Nuclear weapons provide obvious strategic and symbolic advantages to their possessors. Rising powers may very well decide that is in their national interest to acquire them. In the twenty-first century, this decision will no longer be dictated by technology, but by politics.
What’s more, the initial bargain of the NPT seems increasingly uneven. While the obligations of non-nuclear weapons states are strongly enforced in nearly all cases, nuclear powers have taken their responsibilities far more lightly.
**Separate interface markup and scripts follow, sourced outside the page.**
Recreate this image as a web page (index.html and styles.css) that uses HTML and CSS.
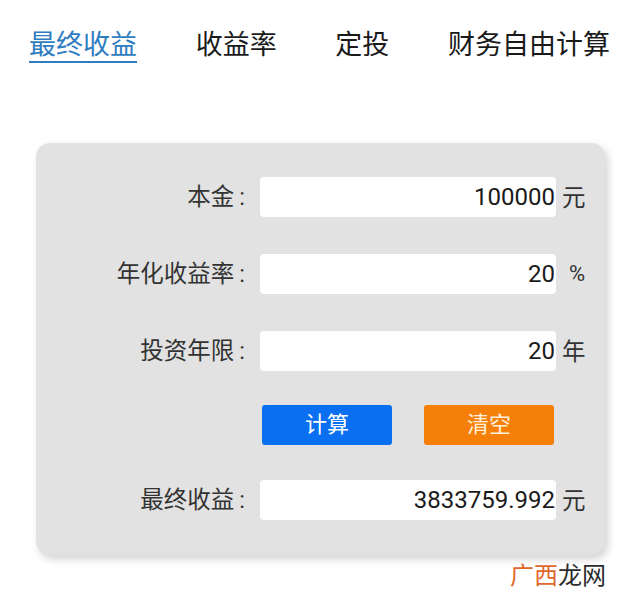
FILE: index.html
```html
<!DOCTYPE html>
<html lang="zh-CN">
<head>
    <meta charset="UTF-8">
    <meta name="viewport" content="width=device-width, initial-scale=1.0">
    <title>收益计算器</title>
    <link rel="stylesheet" href="styles.css">
</head>
<body>
    <nav class="tabs">
        <a class="tab active">最终收益</a>
        <a class="tab">收益率</a>
        <a class="tab">定投</a>
        <a class="tab">财务自由计算</a>
    </nav>

    <div class="calc-card">
        <div class="calc-row">
            <span class="calc-label">本金<span class="colon">:</span></span>
            <div class="calc-field">100000</div>
            <span class="calc-unit">元</span>
        </div>
        <div class="calc-row">
            <span class="calc-label">年化收益率<span class="colon">:</span></span>
            <div class="calc-field">20</div>
            <span class="calc-unit percent">%</span>
        </div>
        <div class="calc-row">
            <span class="calc-label">投资年限<span class="colon">:</span></span>
            <div class="calc-field">20</div>
            <span class="calc-unit">年</span>
        </div>
        <div class="calc-row">
            <span class="calc-label"></span>
            <div class="calc-buttons">
                <button type="button" class="btn btn-blue">计算</button>
                <button type="button" class="btn btn-orange">清空</button>
            </div>
        </div>
        <div class="calc-row">
            <span class="calc-label">最终收益<span class="colon">:</span></span>
            <div class="calc-field">3833759.992</div>
            <span class="calc-unit">元</span>
        </div>
    </div>

    <div class="watermark"><span class="wm-accent">广西</span>龙网</div>
</body>
</html>
```

FILE: styles.css
```css
body {
    margin: 0;
    height: 604px;
    position: relative;
    overflow: hidden;
    background-color: white;
    font-family: Roboto, "Noto Sans CJK SC", sans-serif;
    color: #222;
}
.tabs {
    display: flex;
    justify-content: space-between;
    padding: 27px 30px 0 29px;
    height: 53px;
    font-size: 27px;
    line-height: 36px;
}
.tab {
    height: 34px;
    color: #1a1a1a;
}
.tab.active {
    color: #2f7cc0;
    border-bottom: 2px solid #2f7cc0;
}
.calc-card {
    margin: 63px 35px 0 36px;
    padding: 34px 0 35px;
    display: flex;
    flex-direction: column;
    gap: 37px;
    background-color: #e2e2e2;
    border-radius: 14px;
    box-shadow: 3px 4px 8px rgba(0,0,0,0.18);
}
.calc-row {
    display: flex;
    align-items: center;
    height: 40px;
}
.calc-row:nth-child(4) {
    margin-top: -3px;
    margin-bottom: -2px;
}
.calc-label {
    width: 209px;
    padding-bottom: 4px;
    text-align: right;
    font-size: 23.5px;
    color: #333;
}
.colon {
    margin-left: 5px;
}
.calc-field {
    width: 295px;
    height: 40px;
    margin-left: 15px;
    padding-right: 1px;
    line-height: 40px;
    text-align: right;
    font-size: 24px;
    color: #1a1a1a;
    background-color: white;
    border-radius: 4px;
}
.calc-unit {
    margin-left: 6px;
    padding-bottom: 2px;
    font-size: 23.5px;
    color: #333;
}
.calc-unit.percent {
    margin-left: 13px;
    font-size: 22px;
}
.calc-buttons {
    display: flex;
    gap: 32px;
    margin-left: 17px;
}
.btn {
    width: 130px;
    height: 40px;
    padding: 0 0 6px;
    border: none;
    border-radius: 3px;
    font-family: inherit;
    font-size: 22px;
    color: white;
    cursor: pointer;
}
.btn-blue {
    background-color: #0a6ff0;
}
.btn-orange {
    background-color: #f57f08;
    color: #fdf0dc;
}
.watermark {
    position: absolute;
    left: 510px;
    top: 559px;
    font-size: 24px;
    line-height: 34px;
    color: #2b2b2b;
}
.wm-accent {
    color: #e0672a;
}
```
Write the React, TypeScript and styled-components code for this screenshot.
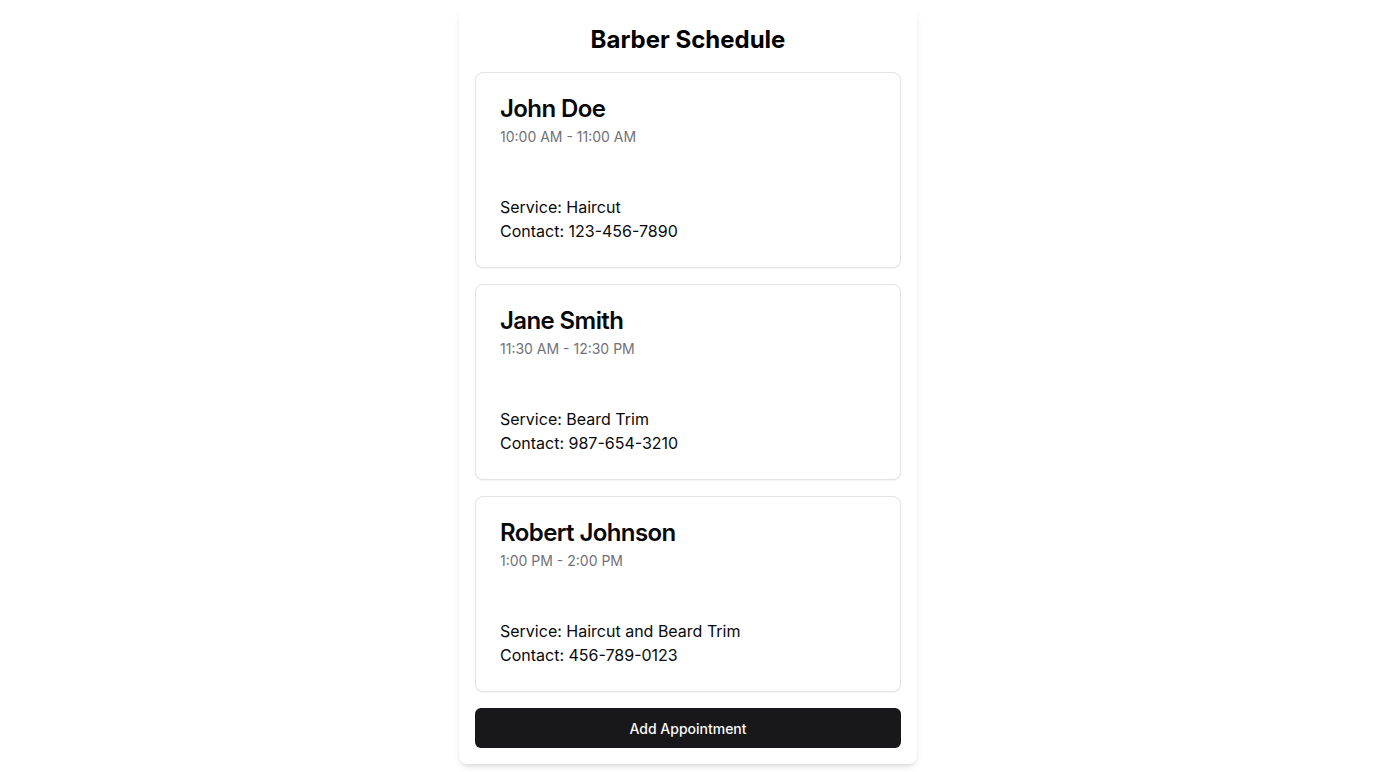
import React from "react";
import styled, { createGlobalStyle } from "styled-components";

const Global = createGlobalStyle`
  * { box-sizing: border-box; }
  html, body { margin: 0; padding: 0; background: #ffffff; }
  body { font-family: Inter, "Noto Sans", sans-serif; color: #09090b; }
`;

const Page = styled.div`
  min-height: 772px;
  display: flex;
  align-items: center;
  justify-content: center;
  padding: 8px 0;
`;

const Panel = styled.main`
  width: 458px;
  background: #ffffff;
  border-radius: 8px;
  box-shadow: 0 4px 6px -1px rgba(0, 0, 0, 0.1), 0 2px 4px -2px rgba(0, 0, 0, 0.1);
  padding: 16px;
  display: flex;
  flex-direction: column;
  gap: 16px;
`;

const Title = styled.h1`
  margin: 0;
  font-size: 24px;
  line-height: 32px;
  font-weight: 700;
  text-align: center;
  color: #000000;
`;

const Card = styled.section`
  border: 1px solid #e4e4e7;
  border-radius: 8px;
  background: #ffffff;
  box-shadow: 0 1px 2px 0 rgba(0, 0, 0, 0.05);
`;

const CardHeader = styled.div`
  padding: 24px;
  display: flex;
  flex-direction: column;
  gap: 6px;
`;

const Name = styled.h2`
  margin: 0;
  font-size: 24px;
  line-height: 24px;
  font-weight: 600;
  letter-spacing: -0.025em;
  color: #09090b;
`;

const Time = styled.p`
  margin: 0;
  font-size: 14px;
  line-height: 20px;
  color: #71717a;
`;

const CardContent = styled.div`
  padding: 24px;
`;

const Line = styled.p`
  margin: 0;
  font-size: 16px;
  line-height: 24px;
  color: #09090b;
`;

const Button = styled.button`
  height: 40px;
  width: 100%;
  border: none;
  border-radius: 6px;
  background: #18181b;
  color: #fafafa;
  font-family: Inter, "Noto Sans", sans-serif;
  font-size: 14px;
  font-weight: 500;
  cursor: pointer;
`;

const appointments = [
  { name: "John Doe", time: "10:00 AM - 11:00 AM", service: "Haircut", contact: "123-456-7890" },
  { name: "Jane Smith", time: "11:30 AM - 12:30 PM", service: "Beard Trim", contact: "987-654-3210" },
  { name: "Robert Johnson", time: "1:00 PM - 2:00 PM", service: "Haircut and Beard Trim", contact: "456-789-0123" },
];

export default function App() {
  return (
    <>
      <Global />
      <Page>
        <Panel>
          <Title>Barber Schedule</Title>
          {appointments.map((a) => (
            <Card key={a.name}>
              <CardHeader>
                <Name>{a.name}</Name>
                <Time>{a.time}</Time>
              </CardHeader>
              <CardContent>
                <Line>Service: {a.service}</Line>
                <Line>Contact: {a.contact}</Line>
              </CardContent>
            </Card>
          ))}
          <Button>Add Appointment</Button>
        </Panel>
      </Page>
    </>
  );
}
For one, they no longer seem particularly keen on nuclear disarmament, and if they have cut their stockpiles of nuclear weapons, this has mostly occurred at the bilateral level between the United States and Russia in the START framework. This procrastination on disarmament risks increasingly eroding the legitimacy of the NPT and reduces the incentives to comply with its obligations. Indeed, India, a non-recognized nuclear weapons state, has refused to sign the treaty partly on the grounds that it divides countries into nuclear “haves” and “have-nots”. This assertion is not easy to dismiss.
Realistically, there are two options going forward if the global non-proliferation system is to have a future. On the one hand, nuclear powers could credibly commit to substantial reductions in their nuclear arsenals, in exchange for ever more stringent limits on nuclear technology applications in non-nuclear countries. This would uphold the original spirit of the NPT.
The other option would take into account certain realities of contemporary global politics, which would prove to be far more controversial. Nuclear war between the great powers, including the recognized nuclear powers as well as India, has become largely unthinkable. All of them have either official or de-facto no-first use policies, each country has taken extreme measures against accidental launches and political control of the military remains robust.
The real danger posed by nuclear weapons stems not from great powers using them against one another. Japan or Brazil acquiring nuclear weapons would not greatly increase the danger of nuclear war. The real danger stems from secondary powers, such as North Korea, Iran and Israel using them in a regional conflict.
A renewed global arms control system that acknowledges this reality may prove to be far more effective.